Our starting point is an asymptotically-efficient approach, using Fully Homomorphic Encryption and homomorphically-encoded Sparse Random Linear Codes. We then address the concrete performance using bespoke tailoring of lattice-based cryptographic components, alongside various algebraic and algorithmic optimizations. This reduces the digest size to a few bits per message scanned. Concretely, the servers’ cost is ~$1 per million messages scanned, and the resulting digests can be decoded by recipients in ~20ms. Our schemes can thus practically attain the strongest form of receiver privacy for current applications such as privacy-preserving cryptocurrencies.

(Covers https://eprint.iacr.org/2021/1256 and ongoing work.)

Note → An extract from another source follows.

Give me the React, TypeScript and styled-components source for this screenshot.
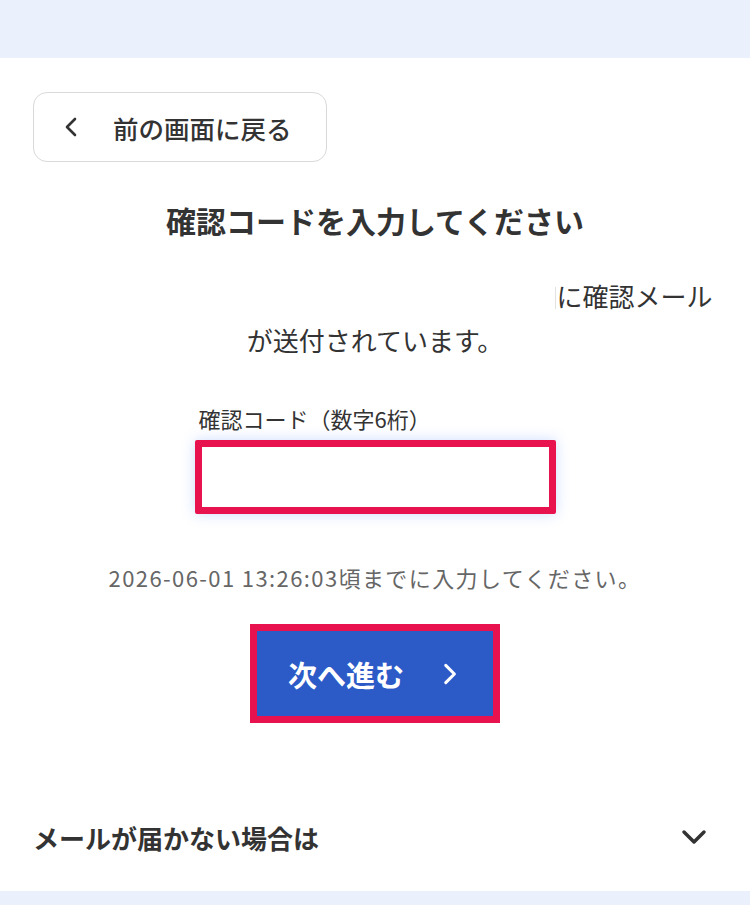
import React, { useState } from 'react';
import styled, { createGlobalStyle } from 'styled-components';

const GlobalStyle = createGlobalStyle`
    body {
        margin: 0;
        background: #ffffff;
        font-family: 'Noto Sans CJK JP', 'Noto Sans', sans-serif;
        color: #333333;
    }
`;

const Band = styled.div<{ height: number }>`
    height: ${({ height }) => height}px;
    background-color: #eaf1fd;
`;

const Card = styled.main`
    display: flex;
    flex-direction: column;
    padding: 34px 33px 36px;
    background-color: #ffffff;
`;

const BackButton = styled.button`
    display: flex;
    align-items: center;
    gap: 29px;
    width: 294px;
    height: 70px;
    padding: 0 0 0 26px;
    box-sizing: border-box;
    background: #ffffff;
    border: 1.5px solid #d9d9d9;
    border-radius: 14px;
    font-family: inherit;
    font-size: 25.5px;
    font-weight: 500;
    color: #333333;
    cursor: pointer;
`;

const Title = styled.h1`
    margin: 38px 0 0;
    font-size: 30px;
    font-weight: 700;
    line-height: 40px;
    text-align: center;
    color: #333333;
`;

const Lead = styled.p`
    margin: 34px 0 0;
    font-size: 26px;
    line-height: 44px;
    text-align: center;
    color: #333333;
`;

const HiddenAddress = styled.span`
    display: inline-block;
    width: 518px;
    height: 22px;
    vertical-align: -2px;
    border-right: 1px solid #e2e2e2;
`;

const Field = styled.div`
    display: flex;
    flex-direction: column;
    align-self: center;
    gap: 7px;
    margin-top: 41px;
`;

const Label = styled.label`
    padding-left: 4px;
    font-size: 22px;
    line-height: 30px;
    color: #333333;
`;

const CodeInput = styled.input`
    width: 361px;
    height: 74px;
    box-sizing: border-box;
    border: 7px solid #e8124f;
    border-radius: 2px;
    outline: none;
    padding: 0 14px;
    font-family: inherit;
    font-size: 26px;
    letter-spacing: 6px;
    color: #333333;
    box-shadow: 0 0 14px rgba(90, 140, 255, 0.3);
`;

const Deadline = styled.p`
    margin: 48px 0 0;
    font-size: 22px;
    line-height: 30px;
    letter-spacing: 1.4px;
    text-align: center;
    color: #666666;
`;

const NextButton = styled.button`
    display: flex;
    align-items: center;
    justify-content: center;
    gap: 32px;
    align-self: center;
    width: 250px;
    height: 99px;
    margin-top: 32px;
    box-sizing: border-box;
    padding: 0;
    background-color: #2c5bc8;
    border: 7px solid #e8124f;
    font-family: inherit;
    font-size: 29px;
    font-weight: 700;
    color: #ffffff;
    cursor: pointer;
`;

const Accordion = styled.button`
    display: flex;
    align-items: center;
    justify-content: space-between;
    margin-top: 96px;
    padding: 0 8px 0 0;
    height: 36px;
    background: transparent;
    border: none;
    font-family: inherit;
    font-size: 26px;
    font-weight: 700;
    color: #333333;
    cursor: pointer;
`;

const Chevron = ({ dir, size, color, width }: { dir: 'left' | 'right' | 'down'; size: number; color: string; width: number }) => {
    const d = dir === 'left' ? 'M15 4 L7 12 L15 20' : dir === 'right' ? 'M9 4 L17 12 L9 20' : 'M4 8 L12 16 L20 8';
    return (
        <svg width={size} height={size} viewBox="0 0 24 24" fill="none">
            <path d={d} stroke={color} strokeWidth={width} strokeLinecap="round" strokeLinejoin="round" />
        </svg>
    );
};

export default function App() {
    const [code, setCode] = useState('');
    const [open, setOpen] = useState(false);

    return (
        <>
            <GlobalStyle />
            <Band height={58} />
            <Card>
                <BackButton>
                    <Chevron dir="left" size={24} color="#333" width={2.6} />
                    前の画面に戻る
                </BackButton>

                <Title>確認コードを入力してください</Title>

                <Lead>
                    <HiddenAddress />
                    に確認メール
                    <br />
                    が送付されています。
                </Lead>

                <Field>
                    <Label htmlFor="code">確認コード（数字6桁）</Label>
                    <CodeInput
                        id="code"
                        inputMode="numeric"
                        maxLength={6}
                        value={code}
                        onChange={(e) => setCode(e.target.value)}
                    />
                </Field>

                <Deadline>2026-06-01 13:26:03頃までに入力してください。</Deadline>

                <NextButton>
                    次へ進む
                    <Chevron dir="right" size={26} color="#fff" width={2.8} />
                </NextButton>

                <Accordion onClick={() => setOpen(!open)}>
                    メールが届かない場合は
                    <Chevron dir="down" size={30} color="#333" width={2.8} />
                </Accordion>
            </Card>
            <Band height={14} />
        </>
    );
}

Speaker: Noga Amit (Weizmann)

Title: Constant-round Arguments from One-way Functions

Abstract: We study the following question: what cryptographic assumptions are needed for obtaining constant-round computationally-sound argument systems? We focus on argument systems with almost-linear verification time for subclasses of P, such as depth-bounded computations. Kilian’s celebrated work [STOC 1992] provides such 4-message arguments for P (actually, for NP) using collision-resistant hash functions. We show that one-way functions suffice for obtaining constant-round arguments of almost-linear verification time for languages in P that have log-space uniform circuits of linear depth and polynomial size. More generally, the complexity of the verifier scales with the circuit depth. Furthermore, our argument systems (like Kilian’s) are doubly-efficient; that is, the honest prover strategy can be implemented in polynomial-time. Unconditionally sound interactive proofs for this class of computations do not rely on any cryptographic assumptions, but they require a linear number of rounds [Goldwasser, Kalai and Rothblum, STOC 2008]. Constant-round interactive proof systems of linear communication (or verification) complexity are not known even for NC (indeed, even for AC^1).

Based on joint work with Guy Rothblum.


Speaker: Jiahui Liu (UT Austin)

Title: Collusion-Resistant Copy-Protection for Watermarkable Functionalities

Abstract: Copy-protection is the task of encoding a program into a quantum state to prevent illegal duplications. A line of recent works studied copy-protection schemes under “1 -> 2 attacks”: the adversary receiving one program copy can not produce two valid copies. However, under most circumstances, vendors need to sell more than one copy of a program and still ensure that no duplicates can be generated. In this work, we initiate the study of collusion resistant copy-protection in the plain model. Our results are twofold:

(*) The feasibility of copy-protecting all watermarkable functionalities is an open question raised by Aaronson et al. (CRYPTO’ 21). In the literature, watermarking decryption, digital signature schemes and PRFs have been extensively studied. For the first time, we show that digital signature schemes can be copy-protected. Together with the previous work on copy-protection of decryption and PRFs by Coladangelo et al. (CRYPTO’ 21), it suggests that many watermarkable functionalities can be copy-protected, partially answering the above open question by Aaronson et al.

(*) We make all the above schemes (copy-protection of decryption, digital signatures, and PRFs) k bounded collusion resistant for any polynomial k, giving the first bounded collusion resistant copy-protection for various functionalities in the plain model.


Speaker: James Bartusek (UC Berkeley)

Title: Obfuscation of Pseudo-Deterministic Quantum Circuits

Abstract: We will show how to obfuscate pseudo-deterministic quantum circuits in the classical oracle model, assuming the quantum hardness of learning with errors. Instantiating the classical oracle with a candidate post-quantum indistinguishability obfuscator, we obtain the first candidate construction of indistinguishability obfuscation for a class of circuits that is powerful enough to implement Shor’s algorithm.

Along the way, we construct a publicly-verifiable classical verification of quantum computation scheme for quantum “partitioning” circuits, which can be used to verify the evaluation procedure of Mahadev’s quantum fully-homomorphic encryption scheme. We achieve this by constructing a type of publicly-decodable “Pauli functional commitment” scheme, which must satisfy a notion of binding against committers that have access to both of the receiver’s standard and Hadamard basis decoding functionalities.

Based on joint work with Fuyuki Kitagawa, Ryo Nishimaki, and Takashi Yamakawa.